Qu’elle provienne de l’État ou des géants de la Silicon Valley, la censure demeure un danger. Les demandes de censure par l’État peuvent parfois être bien intentionnées (par exemple, la protection des minorités contre les méfaits des « propos haineux »). Cependant, on le sait, elles sont bien plus souvent formulées au détriment des minorités : on les censure au lieu de les protéger.

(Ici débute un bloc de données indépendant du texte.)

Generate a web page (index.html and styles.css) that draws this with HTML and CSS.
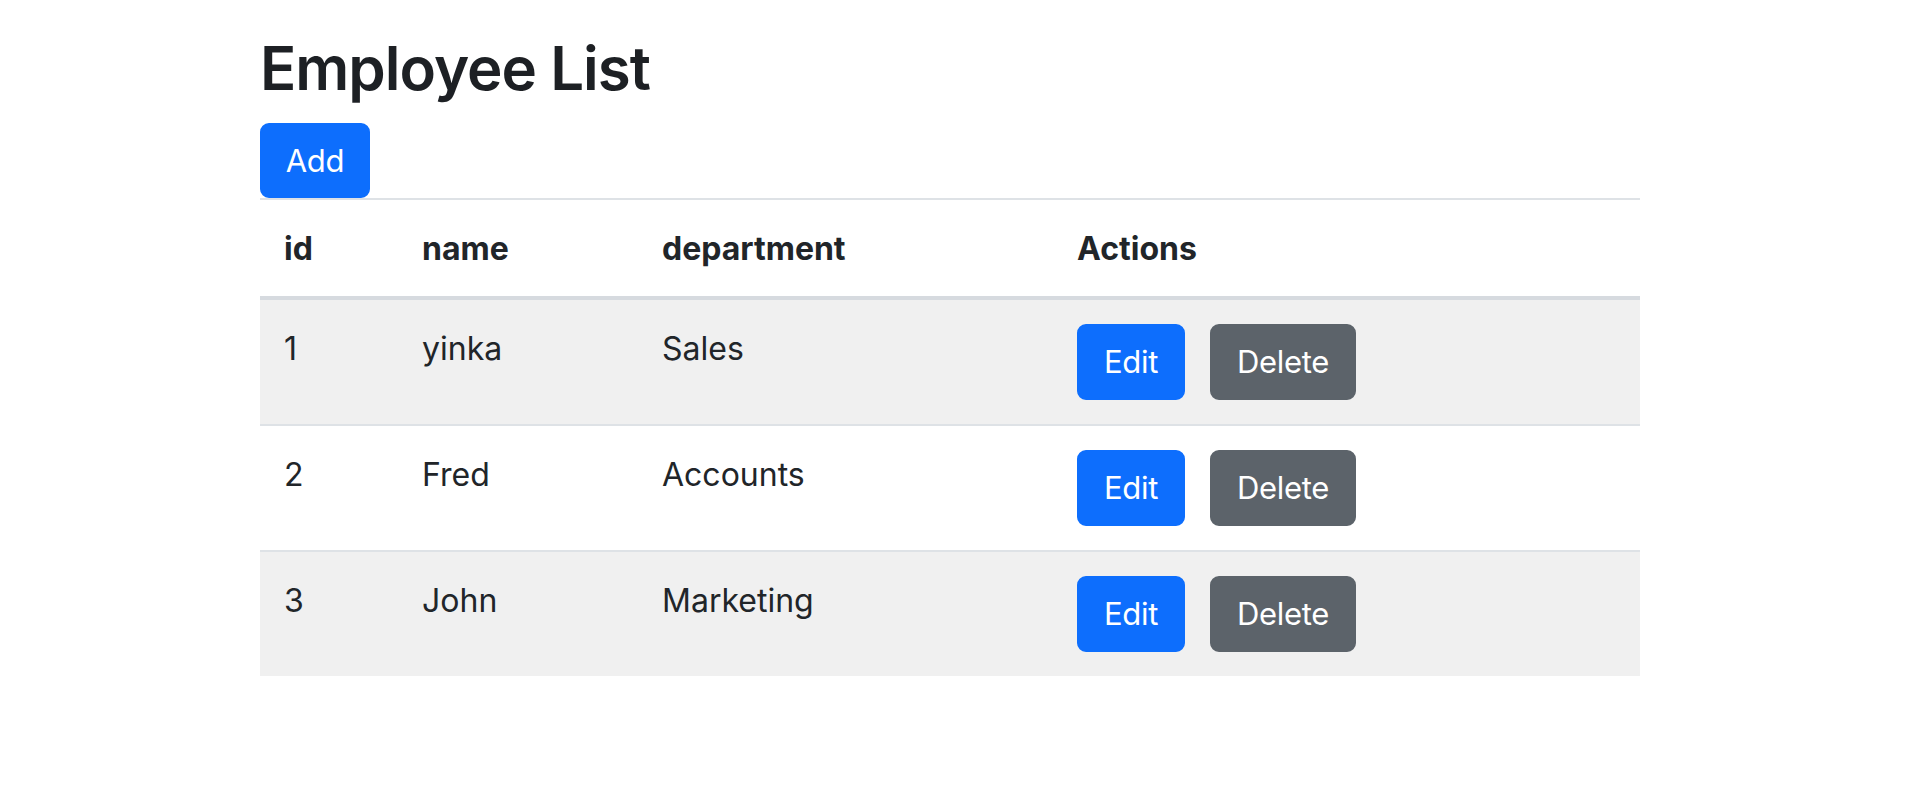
FILE: index.html
```html
<!DOCTYPE html>
<html lang="en">
<head>
<meta charset="utf-8">
<title>Employee List</title>
<link rel="stylesheet" href="styles.css">
</head>
<body>
<div class="container">
  <h1 class="title">Employee List</h1>
  <div class="toolbar">
    <button class="btn btn-primary btn-add">Add</button>
  </div>
  <table class="table">
    <thead>
      <tr><th class="col-id">id</th><th class="col-name">name</th><th class="col-dept">department</th><th class="col-actions">Actions</th></tr>
    </thead>
    <tbody>
      <tr>
        <td>1</td><td>yinka</td><td>Sales</td>
        <td class="cell-actions"><div class="actions"><button class="btn btn-primary btn-edit">Edit</button><button class="btn btn-secondary btn-delete">Delete</button></div></td>
      </tr>
      <tr>
        <td>2</td><td>Fred</td><td>Accounts</td>
        <td class="cell-actions"><div class="actions"><button class="btn btn-primary btn-edit">Edit</button><button class="btn btn-secondary btn-delete">Delete</button></div></td>
      </tr>
      <tr>
        <td>3</td><td>John</td><td>Marketing</td>
        <td class="cell-actions"><div class="actions"><button class="btn btn-primary btn-edit">Edit</button><button class="btn btn-secondary btn-delete">Delete</button></div></td>
      </tr>
    </tbody>
  </table>
</div>
</body>
</html>
```
FILE: styles.css
```css
* { box-sizing: border-box; }
html, body { margin: 0; padding: 0; background: #fff; }
body {
  font-family: Inter, "Noto Sans", "Liberation Sans", sans-serif;
  font-size: 32px;
  line-height: 48px;
  color: #212529;
}
.container {
  width: 1380px;
  margin-left: 260px;
  padding-top: 30px;
}
.title {
  margin: 0 0 16px 0;
  font-size: 60px;
  line-height: 77px;
  font-weight: 600;
  letter-spacing: -1px;
  color: #1d2024;
}
.toolbar { display: flex; }
.btn {
  display: inline-flex;
  align-items: center;
  justify-content: center;
  height: 76px;
  padding: 0 24px;
  border: 2px solid transparent;
  border-radius: 9px;
  font-family: inherit;
  font-size: 31px;
  line-height: 48px;
  color: #fff;
  letter-spacing: -0.3px;
  cursor: pointer;
}
.btn-primary { background: #0d6efd; border-color: #0d6efd; }
.btn-secondary { background: #5c636a; border-color: #5c636a; }
.btn-add { width: 110px; height: 75px; }
.btn-edit { width: 108px; }
.btn-delete { width: 146px; }
.table {
  width: 100%;
  border-collapse: collapse;
}
.table th, .table td {
  padding: 25px 24px 23px 24px;
  text-align: left;
  vertical-align: top;
  line-height: 48px;
}
.table td.cell-actions { padding: 24px; }
.table th {
  font-weight: 700;
  border-top: 2px solid #dee2e6;
  border-bottom: 4px solid #d6dadf;
}
.table td { border-bottom: 2px solid #dee2e6; }
.table tbody tr:last-child td { border-bottom: none; }
.table tbody tr:nth-child(odd) td { background: #f0f0f0; }
.col-id { width: 138px; }
.col-name { width: 240px; }
.col-dept { width: 415px; }
.actions { display: flex; gap: 25px; }
```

Une brève observation de la façon dont les lois contre les contenus haineux sont utilisées en Europe ou sur les campus universitaires américains suffit à comprendre que les victimes de la censure sont, pour la plupart, des personnes critiques des guerres européennes ou des activistes opposés à l’occupation israélienne, ou encore des défenseurs des droits des minorités.

Pour qui vit dans un monde fantasmé, les responsables de la Silicon Valley utilisent leur pouvoir afin de protéger les peuples marginalisés dans le monde et pour censurer ceux qui leur veulent du mal. Mais dans le monde réel, gouvernements et entreprises utilisent ce pouvoir de censure non pas pour réprimer, mais pour servir les factions les plus puissantes de la planète.

Au même titre que l’on pourrait se féliciter de la censure de celui qu’on n’aime pas sans se préoccuper des conséquences à long terme sur la validité d’un tel principe, on pourrait se féliciter du retrait de Facebook et d’Instagram d’un monstre tchétchène. Mais Facebook nous dit explicitement que la motivation de ses actions se limite à l’observance de décrets du gouvernement américain contre ceux qui doivent être réduits au silence.

Il est difficile de croire que la vision idéale de l’Internet implique le pouvoir du gouvernement américain, du gouvernement israélien, ou de tout autre pouvoir dans le monde de décider qui peut être admis et qui doit être supprimé. Mais inexorablement, et ce au nom de la nécessité pour les entreprises du web de nous protéger, c’est exactement ce qui est en train de se produire.